J’ai vu les deux films étant petit. Je me suis dit que c’est notre rôle de cinéaste de faire connaître à des jeunes générations, des films comme Fanfan la tulipe ou L’Auberge rouge. Ce ne sont pas des classiques comme des films de Renoir auxquels je n’aurais jamais touché. Pour moi il serait absurde de faire des remakes Des enfants du paradis ou de La grande illusion.

Dans votre filmographie, on remarque que vous mélangez beaucoup les registres, en y incluant la comédie. Dans les Taxi, on retrouve du policier, dans L’auberge rouge de l’horreur, de l’aventure dans Fanfan la tulipe, ou encore de l’action dans Wasabi.

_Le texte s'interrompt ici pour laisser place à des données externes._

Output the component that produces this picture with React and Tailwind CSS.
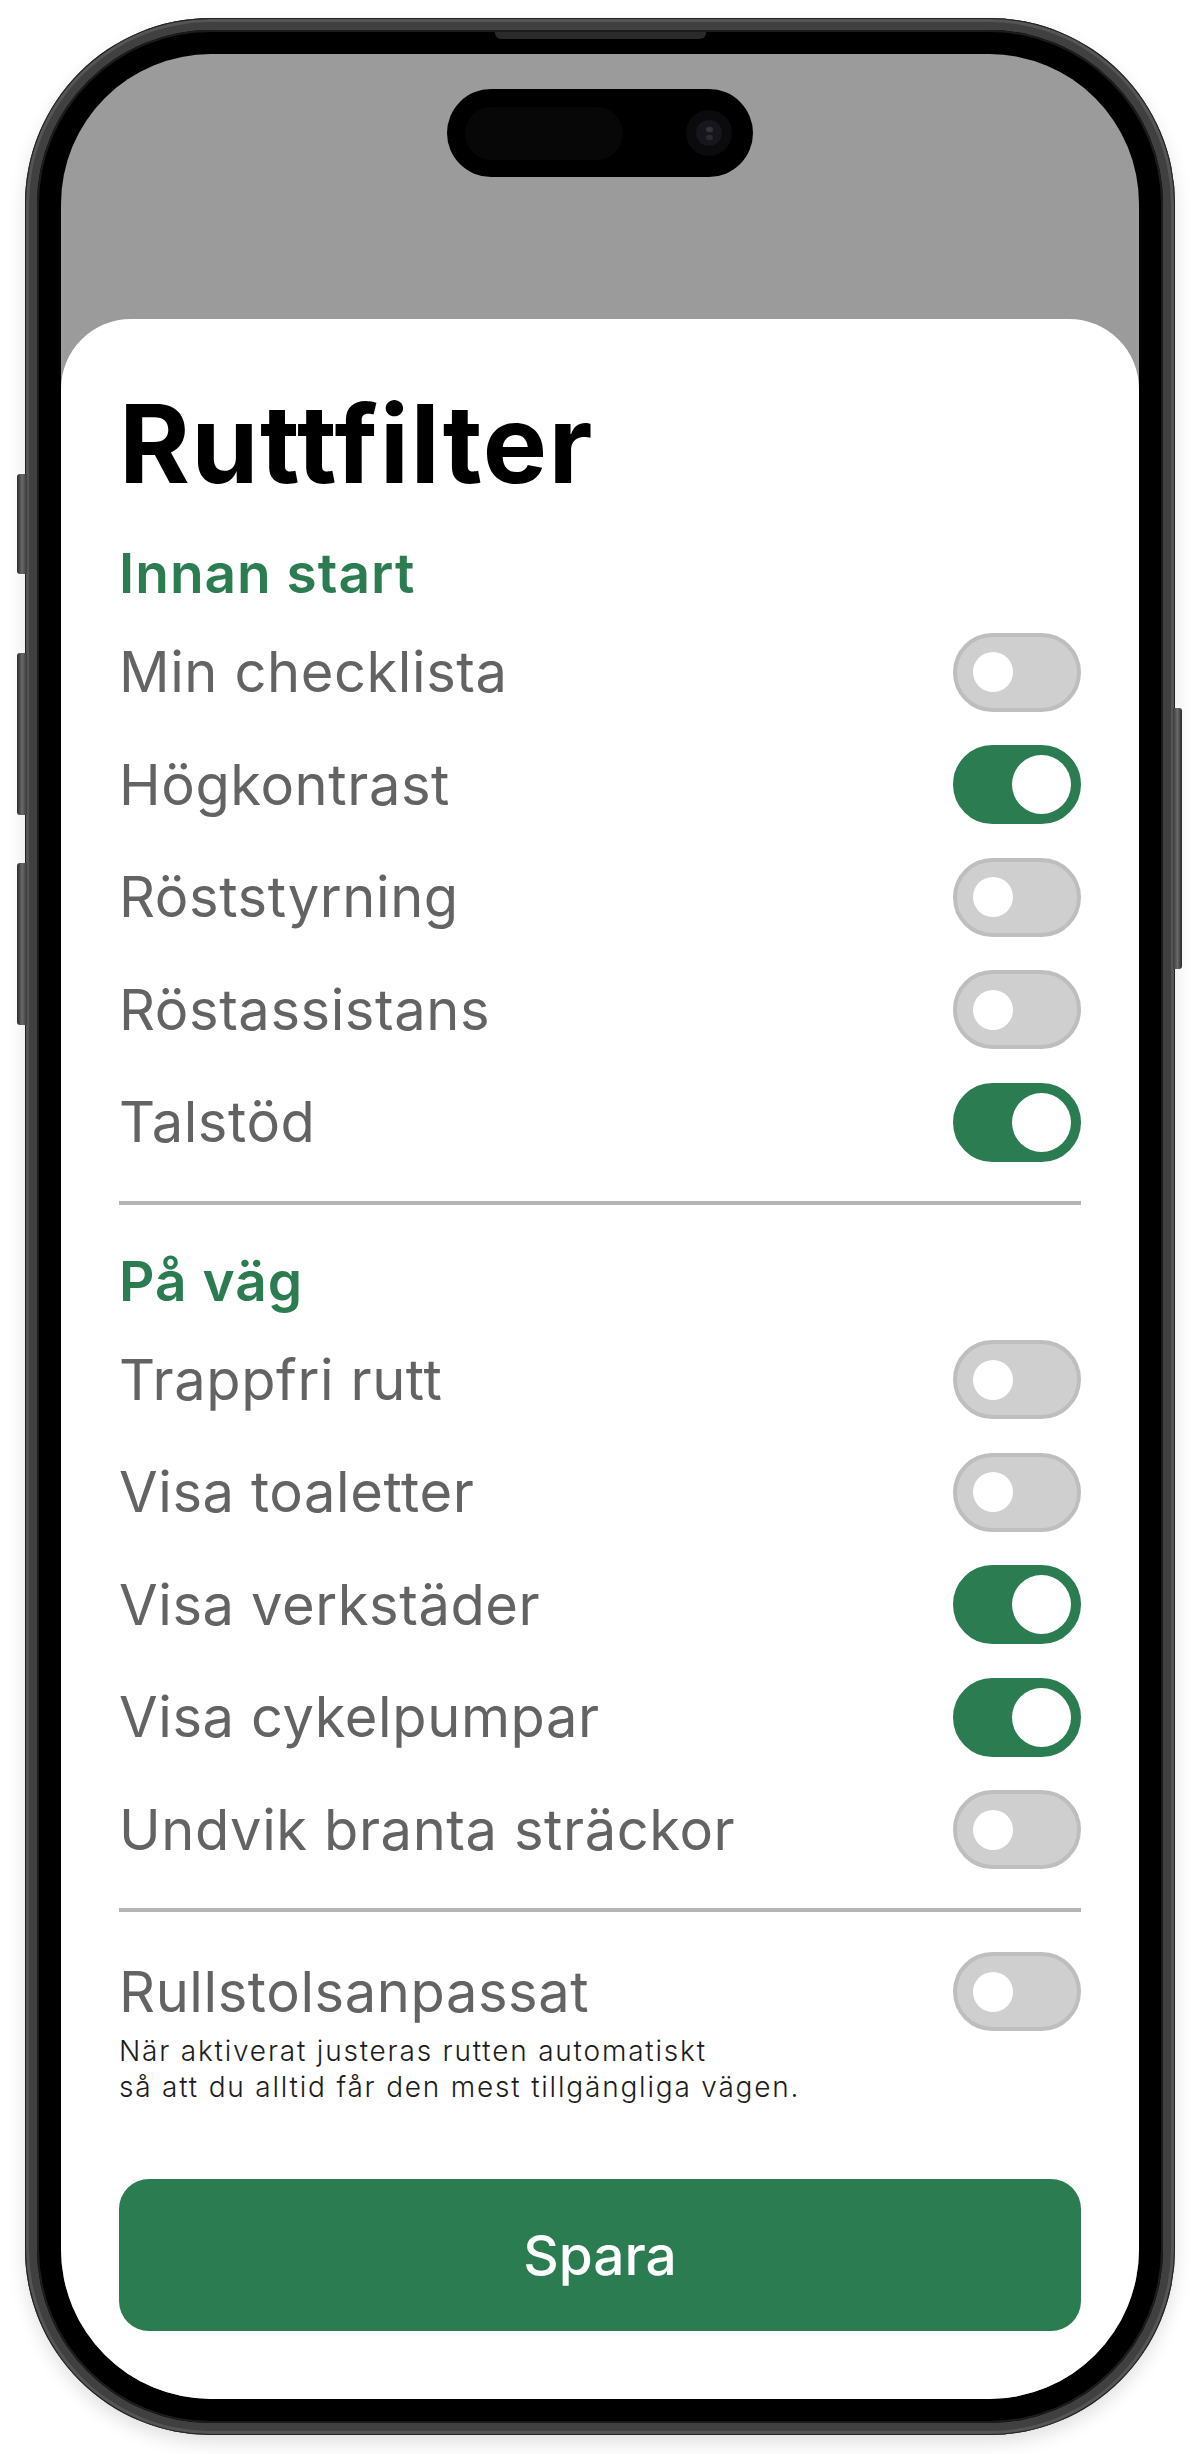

Pourquoi ce choix d’avoir plusieurs genres dans chacun de vos films ?

Pour moi, j’ai réalisé deux volets de films : les films de divertissement, et des œuvres plus intimistes. Je me suis retrouvé par hasard aux commandes du premier Taxi. Sans Luc Besson, je n’aurais pas pris l’initiative de réaliser cette saga, ce qui aurait été regrettable, car j’ai pris beaucoup de plaisir à la faire.

Au début de votre carrière, vous avez signé un drame, l’Été en pente douce. Un film qui parle du mariage, de l’homme prédateur, de la France profonde avec un village hostile à l’étranger sous toutes ses formes, et servi par une grande distribution, dont les regrettés Jacques Villeret, et Pauline Lafont. Trente ans plus tard, avec les mutations, l’évolution des mentalités et des tabous, serait-il possible de reproduire un tel film ?

Je pense qu’au contraire, avec tous les replis et la peur distillés partout, ce film serait toujours d’actualité, et il serait possible de le reproduire.

Le personnage de Pauline Lafont, très libertin dans ses actions, ne choquerait-il pas ?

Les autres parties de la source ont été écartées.